The attacker also died at the scene in the city of Liege, although the circumstances of his death remained murky. Local news reports cited witnesses who said he shot himself, though whether deliberately or accidentally was unclear.
Authorities said they did not know what motivated the attacker, identified as Nordine Amrani, 33, whose rampage sent bystanders fleeing in panic.
"He has no history of terrorist acts," prosecutor Danielle Reynders told reporters.
He had, however, been summoned for questioning by police Tuesday, Reynders said, without elaborating on the reason.
Among the dead were two boys, 17 and 15, she said. The teenagers had just finished taking their school exams, said Liege Mayor Willy Demeyer, according to local news reports.
A 75-year-old woman was also killed, Reynders said, and at least 75 people were injured, some seriously. Belgian news reports later said that the number of those wounded exceeded 120.
There were also reports Tuesday evening that two more victims had died in a hospital, a young man and a girl about 2 years old.

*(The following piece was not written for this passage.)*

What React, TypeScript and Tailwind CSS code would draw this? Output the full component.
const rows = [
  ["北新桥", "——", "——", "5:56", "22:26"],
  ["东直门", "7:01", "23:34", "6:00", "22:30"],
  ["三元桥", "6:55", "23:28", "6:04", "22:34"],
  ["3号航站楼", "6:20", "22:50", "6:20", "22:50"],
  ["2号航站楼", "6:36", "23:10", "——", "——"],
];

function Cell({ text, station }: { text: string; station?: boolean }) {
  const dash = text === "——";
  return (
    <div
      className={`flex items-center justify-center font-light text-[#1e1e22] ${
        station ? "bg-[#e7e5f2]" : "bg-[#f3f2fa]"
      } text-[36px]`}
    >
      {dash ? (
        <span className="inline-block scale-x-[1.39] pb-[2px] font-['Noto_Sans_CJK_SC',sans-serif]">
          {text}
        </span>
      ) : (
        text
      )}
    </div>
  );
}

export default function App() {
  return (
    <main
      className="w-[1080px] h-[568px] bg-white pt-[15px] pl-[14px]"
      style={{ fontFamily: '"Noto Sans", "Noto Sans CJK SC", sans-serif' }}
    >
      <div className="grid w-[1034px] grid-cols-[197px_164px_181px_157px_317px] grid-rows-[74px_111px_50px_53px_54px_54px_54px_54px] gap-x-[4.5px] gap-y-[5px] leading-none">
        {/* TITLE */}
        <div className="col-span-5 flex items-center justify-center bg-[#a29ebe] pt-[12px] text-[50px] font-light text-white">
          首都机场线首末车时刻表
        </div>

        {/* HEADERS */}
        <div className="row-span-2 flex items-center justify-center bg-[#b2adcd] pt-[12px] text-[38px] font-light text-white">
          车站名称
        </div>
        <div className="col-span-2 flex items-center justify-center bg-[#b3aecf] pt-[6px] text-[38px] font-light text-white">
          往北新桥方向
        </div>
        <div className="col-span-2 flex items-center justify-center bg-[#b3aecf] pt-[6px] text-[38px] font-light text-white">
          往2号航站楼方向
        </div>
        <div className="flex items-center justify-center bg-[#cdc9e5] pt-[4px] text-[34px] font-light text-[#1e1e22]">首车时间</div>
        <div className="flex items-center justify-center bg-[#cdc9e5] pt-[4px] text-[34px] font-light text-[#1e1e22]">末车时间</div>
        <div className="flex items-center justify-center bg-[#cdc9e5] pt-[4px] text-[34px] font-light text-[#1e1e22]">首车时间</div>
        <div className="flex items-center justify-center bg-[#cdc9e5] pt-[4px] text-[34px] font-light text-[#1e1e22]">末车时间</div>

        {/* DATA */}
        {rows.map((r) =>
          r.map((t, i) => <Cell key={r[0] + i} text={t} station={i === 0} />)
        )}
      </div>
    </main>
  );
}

The attack began shortly after noon in the busy square in central Liege known as Place St. Lambert, site of the city's soaring cathedral, its courthouse and a bustling Christmas market.

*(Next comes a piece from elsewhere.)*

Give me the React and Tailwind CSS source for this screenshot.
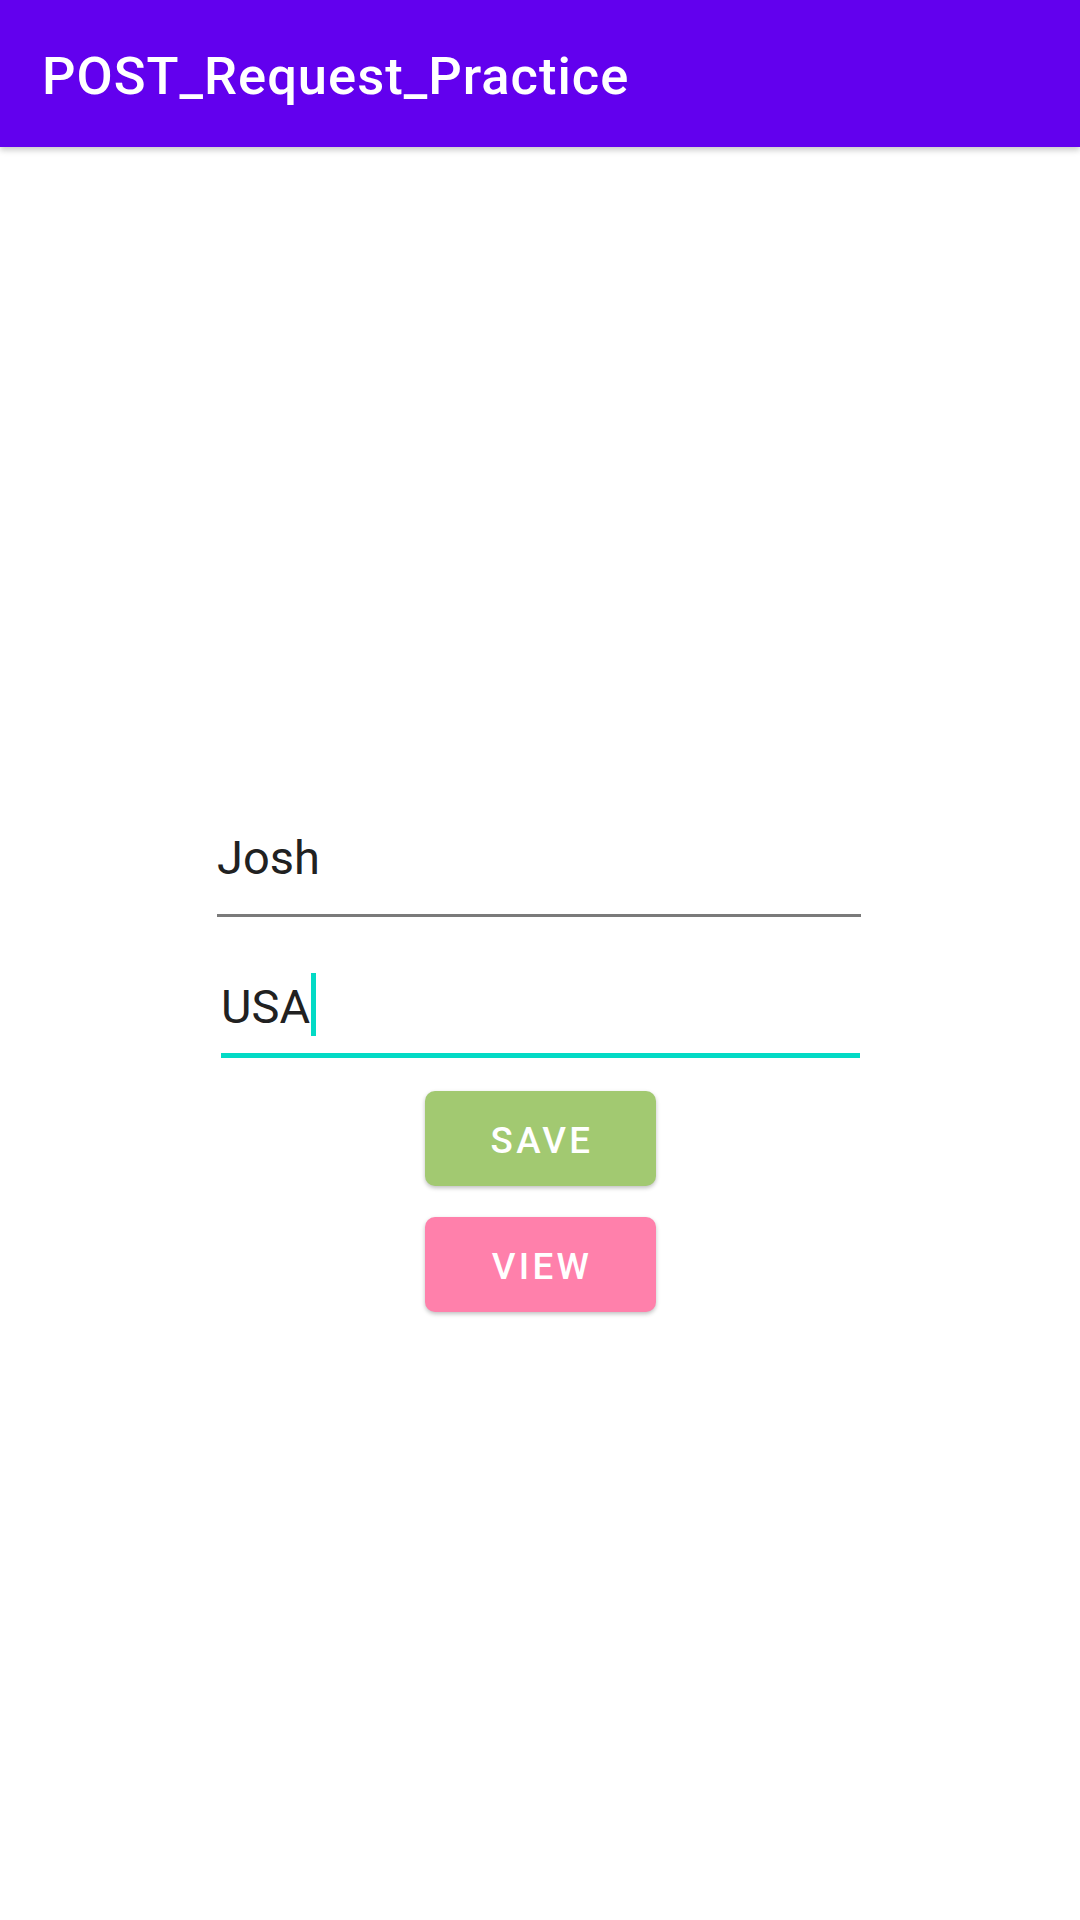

Reynders said Amrani threw three grenades, which exploded at a bus shelter. Armed with a rifle and a handgun, he then started firing into the square.
"I heard a loud boom," witness Dimitri Degryse told the Associated Press. "I thought it was something on my car that was broken or something. Then a few seconds after, a second boom, and I saw all the glass breaking. I saw people running, screaming."
Shoppers stampeded out of the plaza seeking safety, Reynders said. Video showed cobblestones stained with blood.
In the pandemonium, early news reports from the scene suggested a coordinated assault by more than one gunman, perhaps by a gang trying to spring a defendant from the courthouse. Authorities hastily warned residents to stay in their homes and offices.
Later, authorities said Amrani acted alone. He had been convicted of possessing drugs and firearms.
On its website, the newspaper De Morgen called Amrani a "gun freak" who was sentenced to nearly five years in prison in 2008 after police found a cache of weapons and nearly 3,000 marijuana plants at his home. He was released about a year ago, Reuters reported.
Place St. Lambert and surrounding streets were shut down for hours but slowly returned to normal. Belgium's newly installed prime minister, Elio Di Rupo, and King Albert II and Queen Paola visited the riverside city to pay their respects.
"There are no words to describe this tragedy," Di Rupo said.